*TASK BRIEF*:
Copy every line of the data in which the word "this" occurs.

——————————

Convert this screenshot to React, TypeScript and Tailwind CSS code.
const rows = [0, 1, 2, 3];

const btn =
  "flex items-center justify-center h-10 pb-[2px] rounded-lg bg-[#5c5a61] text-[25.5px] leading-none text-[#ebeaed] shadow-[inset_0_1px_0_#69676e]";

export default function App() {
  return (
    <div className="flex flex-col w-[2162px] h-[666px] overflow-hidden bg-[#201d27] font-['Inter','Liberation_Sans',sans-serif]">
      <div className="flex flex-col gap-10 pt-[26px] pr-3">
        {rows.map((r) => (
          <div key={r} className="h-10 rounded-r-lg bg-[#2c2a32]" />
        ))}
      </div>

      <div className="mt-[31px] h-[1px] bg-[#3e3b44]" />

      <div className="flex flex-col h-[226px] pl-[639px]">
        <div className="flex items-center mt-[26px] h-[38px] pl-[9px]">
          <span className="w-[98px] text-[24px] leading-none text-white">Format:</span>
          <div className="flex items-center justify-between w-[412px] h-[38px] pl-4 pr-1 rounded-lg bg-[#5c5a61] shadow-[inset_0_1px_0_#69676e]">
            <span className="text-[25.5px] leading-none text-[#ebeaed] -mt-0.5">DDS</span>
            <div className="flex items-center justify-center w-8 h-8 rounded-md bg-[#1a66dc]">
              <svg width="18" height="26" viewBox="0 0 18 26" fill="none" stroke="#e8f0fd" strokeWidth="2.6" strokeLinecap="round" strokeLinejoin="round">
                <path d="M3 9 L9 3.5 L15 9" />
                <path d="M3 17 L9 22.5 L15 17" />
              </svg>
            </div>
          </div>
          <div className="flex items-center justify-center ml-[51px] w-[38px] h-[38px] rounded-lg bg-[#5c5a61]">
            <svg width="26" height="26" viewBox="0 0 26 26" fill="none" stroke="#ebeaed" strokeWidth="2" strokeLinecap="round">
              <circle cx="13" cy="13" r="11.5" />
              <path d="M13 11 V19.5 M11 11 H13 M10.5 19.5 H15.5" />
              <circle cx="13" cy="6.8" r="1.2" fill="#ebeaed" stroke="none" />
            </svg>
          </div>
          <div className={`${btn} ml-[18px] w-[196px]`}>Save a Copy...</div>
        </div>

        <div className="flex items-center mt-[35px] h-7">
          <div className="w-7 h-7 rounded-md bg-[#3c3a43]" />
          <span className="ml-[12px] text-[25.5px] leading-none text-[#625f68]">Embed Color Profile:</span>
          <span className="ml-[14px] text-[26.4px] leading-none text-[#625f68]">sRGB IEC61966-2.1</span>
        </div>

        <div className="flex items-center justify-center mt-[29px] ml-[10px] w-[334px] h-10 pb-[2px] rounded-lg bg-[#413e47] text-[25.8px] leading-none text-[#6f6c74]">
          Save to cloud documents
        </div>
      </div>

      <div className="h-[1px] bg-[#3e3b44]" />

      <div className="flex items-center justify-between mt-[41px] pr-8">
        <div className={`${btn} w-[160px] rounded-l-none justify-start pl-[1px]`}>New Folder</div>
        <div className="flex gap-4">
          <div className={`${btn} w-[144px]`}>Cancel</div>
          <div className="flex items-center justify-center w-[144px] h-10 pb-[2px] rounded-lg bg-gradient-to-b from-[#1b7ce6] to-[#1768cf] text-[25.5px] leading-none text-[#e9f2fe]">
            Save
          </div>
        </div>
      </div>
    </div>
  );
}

——————————

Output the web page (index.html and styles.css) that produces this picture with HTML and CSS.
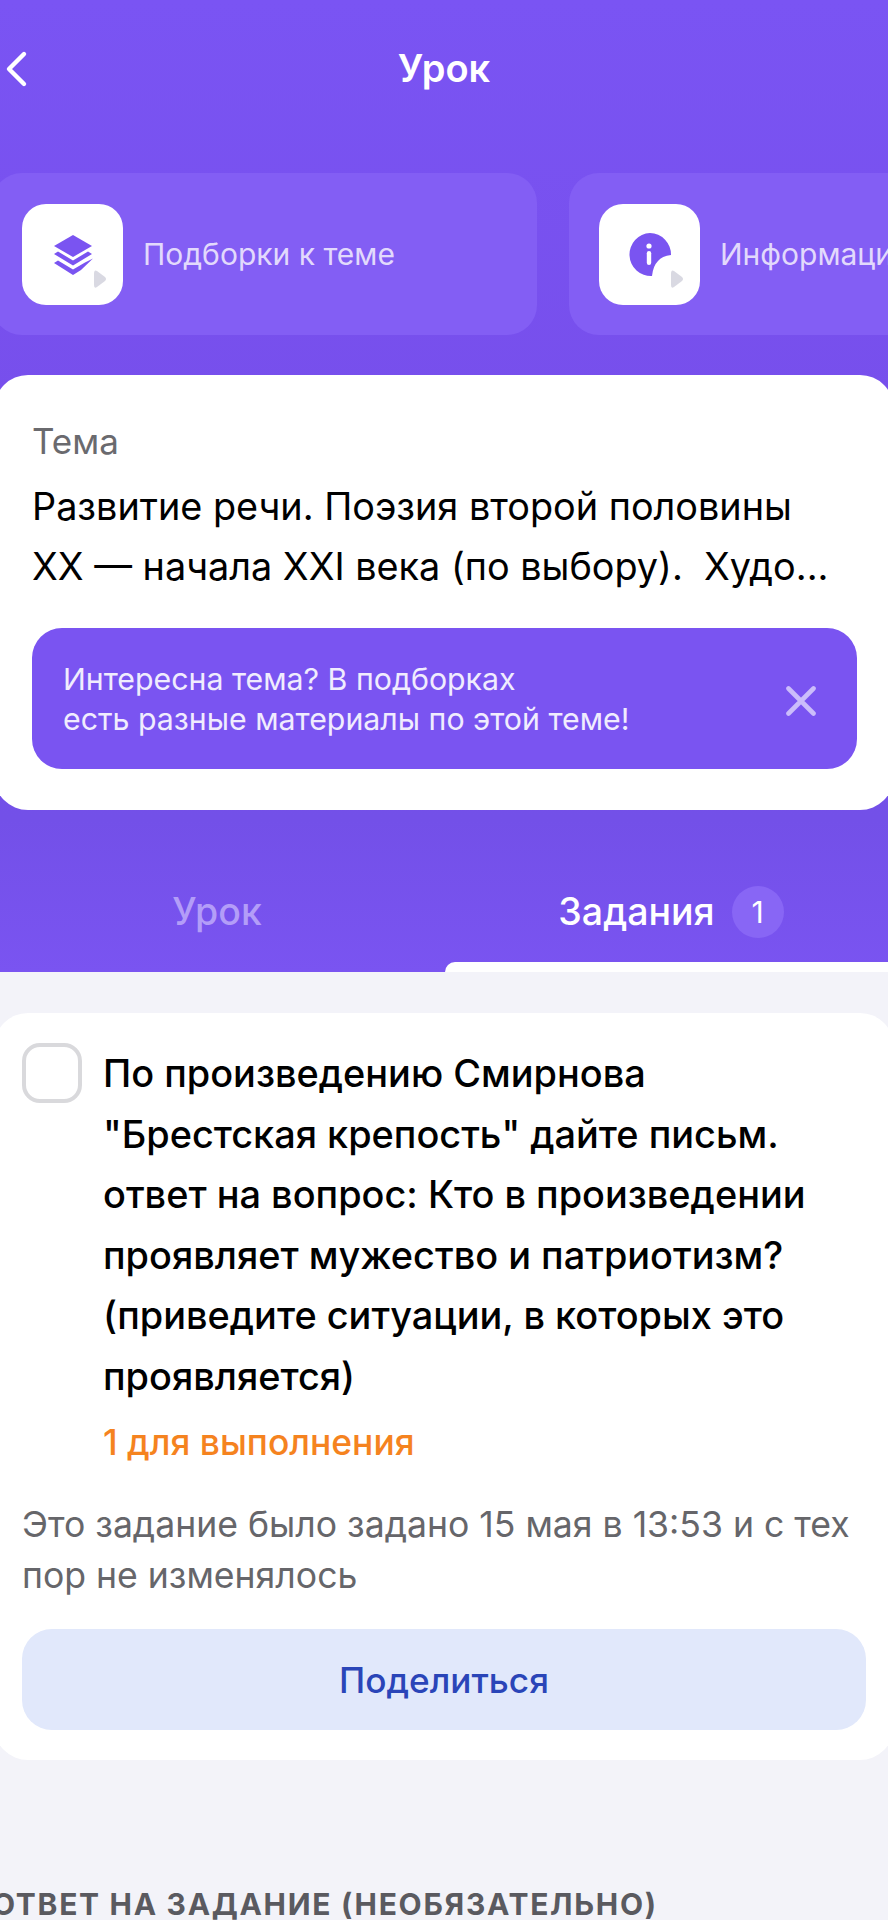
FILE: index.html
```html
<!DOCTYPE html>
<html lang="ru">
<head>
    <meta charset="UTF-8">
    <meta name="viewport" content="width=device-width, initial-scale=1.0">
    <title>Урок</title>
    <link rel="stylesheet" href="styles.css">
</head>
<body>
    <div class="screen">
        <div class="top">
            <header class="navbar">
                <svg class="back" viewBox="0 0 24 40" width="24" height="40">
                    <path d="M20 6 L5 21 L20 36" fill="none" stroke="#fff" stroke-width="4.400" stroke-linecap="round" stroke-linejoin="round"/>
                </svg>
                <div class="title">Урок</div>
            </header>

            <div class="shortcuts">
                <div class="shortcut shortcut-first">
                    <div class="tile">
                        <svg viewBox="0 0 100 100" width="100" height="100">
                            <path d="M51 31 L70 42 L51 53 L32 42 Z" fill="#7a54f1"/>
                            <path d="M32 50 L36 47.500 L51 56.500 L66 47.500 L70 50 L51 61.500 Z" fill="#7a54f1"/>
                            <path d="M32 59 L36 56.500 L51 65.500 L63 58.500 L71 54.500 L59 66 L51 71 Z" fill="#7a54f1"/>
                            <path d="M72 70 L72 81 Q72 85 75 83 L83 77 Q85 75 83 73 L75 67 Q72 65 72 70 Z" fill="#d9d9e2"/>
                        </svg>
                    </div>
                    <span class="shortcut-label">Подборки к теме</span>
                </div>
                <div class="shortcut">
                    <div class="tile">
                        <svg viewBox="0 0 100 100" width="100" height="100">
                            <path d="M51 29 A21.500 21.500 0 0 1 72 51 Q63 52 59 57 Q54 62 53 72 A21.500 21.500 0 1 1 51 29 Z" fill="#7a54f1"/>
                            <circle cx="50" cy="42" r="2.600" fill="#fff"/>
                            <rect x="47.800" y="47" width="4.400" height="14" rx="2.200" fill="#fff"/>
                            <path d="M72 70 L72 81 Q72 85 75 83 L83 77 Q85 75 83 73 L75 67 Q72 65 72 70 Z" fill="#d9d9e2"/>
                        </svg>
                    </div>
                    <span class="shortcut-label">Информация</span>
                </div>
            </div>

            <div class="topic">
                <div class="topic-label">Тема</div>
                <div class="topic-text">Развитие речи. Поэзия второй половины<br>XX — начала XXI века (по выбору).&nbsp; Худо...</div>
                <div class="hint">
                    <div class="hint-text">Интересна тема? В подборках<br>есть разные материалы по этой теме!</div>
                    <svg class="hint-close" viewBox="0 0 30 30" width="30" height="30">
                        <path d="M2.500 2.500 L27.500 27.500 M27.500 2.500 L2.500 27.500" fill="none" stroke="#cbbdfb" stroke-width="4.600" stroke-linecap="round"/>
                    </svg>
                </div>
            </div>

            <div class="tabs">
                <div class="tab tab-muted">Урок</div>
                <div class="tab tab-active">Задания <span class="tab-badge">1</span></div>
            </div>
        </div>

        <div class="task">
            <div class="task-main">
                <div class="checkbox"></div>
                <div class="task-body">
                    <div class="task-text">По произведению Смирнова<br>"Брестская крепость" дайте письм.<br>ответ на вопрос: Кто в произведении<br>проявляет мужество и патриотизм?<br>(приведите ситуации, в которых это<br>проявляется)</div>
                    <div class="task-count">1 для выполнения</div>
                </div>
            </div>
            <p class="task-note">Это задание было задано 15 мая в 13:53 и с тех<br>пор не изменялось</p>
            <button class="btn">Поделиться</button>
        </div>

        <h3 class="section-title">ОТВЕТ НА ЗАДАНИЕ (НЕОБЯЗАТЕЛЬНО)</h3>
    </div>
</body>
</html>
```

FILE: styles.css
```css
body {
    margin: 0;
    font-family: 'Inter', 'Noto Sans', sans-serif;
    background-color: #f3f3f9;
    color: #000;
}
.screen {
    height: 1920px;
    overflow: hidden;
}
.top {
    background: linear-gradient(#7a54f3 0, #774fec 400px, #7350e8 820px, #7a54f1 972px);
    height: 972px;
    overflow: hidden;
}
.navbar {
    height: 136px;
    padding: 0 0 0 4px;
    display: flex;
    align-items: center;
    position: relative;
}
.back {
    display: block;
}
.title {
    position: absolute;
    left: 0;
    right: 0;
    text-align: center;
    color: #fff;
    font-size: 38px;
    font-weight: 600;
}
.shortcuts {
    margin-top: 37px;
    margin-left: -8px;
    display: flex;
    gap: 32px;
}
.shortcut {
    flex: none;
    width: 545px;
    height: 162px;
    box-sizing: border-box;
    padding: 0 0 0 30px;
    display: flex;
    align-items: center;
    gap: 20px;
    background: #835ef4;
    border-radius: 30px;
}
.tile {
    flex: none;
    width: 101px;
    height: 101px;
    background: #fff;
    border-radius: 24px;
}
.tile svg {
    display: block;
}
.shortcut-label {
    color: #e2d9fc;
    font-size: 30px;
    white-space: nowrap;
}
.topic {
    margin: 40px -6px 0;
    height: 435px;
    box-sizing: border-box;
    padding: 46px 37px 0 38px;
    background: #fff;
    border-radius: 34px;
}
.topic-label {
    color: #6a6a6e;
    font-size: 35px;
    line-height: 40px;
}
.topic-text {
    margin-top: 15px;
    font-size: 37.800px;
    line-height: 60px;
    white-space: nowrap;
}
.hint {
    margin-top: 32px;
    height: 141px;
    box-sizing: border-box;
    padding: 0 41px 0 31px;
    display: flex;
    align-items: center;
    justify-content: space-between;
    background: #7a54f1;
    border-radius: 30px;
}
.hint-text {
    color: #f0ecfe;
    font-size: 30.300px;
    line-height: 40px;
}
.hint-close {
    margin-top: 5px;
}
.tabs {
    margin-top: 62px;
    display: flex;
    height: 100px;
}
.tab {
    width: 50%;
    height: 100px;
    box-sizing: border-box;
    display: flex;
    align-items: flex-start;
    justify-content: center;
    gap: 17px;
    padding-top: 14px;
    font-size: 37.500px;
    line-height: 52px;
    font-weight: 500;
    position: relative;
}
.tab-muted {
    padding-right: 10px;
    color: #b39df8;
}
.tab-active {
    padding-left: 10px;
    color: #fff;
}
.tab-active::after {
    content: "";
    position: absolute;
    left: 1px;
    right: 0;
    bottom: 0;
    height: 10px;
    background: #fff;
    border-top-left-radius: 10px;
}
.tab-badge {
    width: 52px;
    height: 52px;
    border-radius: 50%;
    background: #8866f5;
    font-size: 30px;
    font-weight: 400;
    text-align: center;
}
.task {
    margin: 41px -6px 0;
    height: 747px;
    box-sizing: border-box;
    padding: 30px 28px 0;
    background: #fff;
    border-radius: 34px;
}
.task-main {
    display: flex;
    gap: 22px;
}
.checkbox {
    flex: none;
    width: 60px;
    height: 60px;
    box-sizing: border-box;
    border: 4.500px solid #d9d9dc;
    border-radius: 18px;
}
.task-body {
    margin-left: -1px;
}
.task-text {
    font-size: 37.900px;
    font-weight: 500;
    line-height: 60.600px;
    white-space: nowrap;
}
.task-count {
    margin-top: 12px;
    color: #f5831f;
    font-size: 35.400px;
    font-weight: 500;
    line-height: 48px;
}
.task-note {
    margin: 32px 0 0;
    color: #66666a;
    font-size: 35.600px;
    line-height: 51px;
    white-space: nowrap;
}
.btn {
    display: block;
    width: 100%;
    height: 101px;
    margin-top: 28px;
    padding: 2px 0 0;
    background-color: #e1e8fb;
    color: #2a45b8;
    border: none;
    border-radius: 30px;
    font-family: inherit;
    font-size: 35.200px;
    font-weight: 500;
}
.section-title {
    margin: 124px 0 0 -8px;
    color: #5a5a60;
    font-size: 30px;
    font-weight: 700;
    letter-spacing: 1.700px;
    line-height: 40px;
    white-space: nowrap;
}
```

——————————

*SOLVED EXERCISE*:
Convert this screenshot to React, TypeScript and Tailwind CSS code.
Output the web page (index.html and styles.css) that produces this picture with HTML and CSS.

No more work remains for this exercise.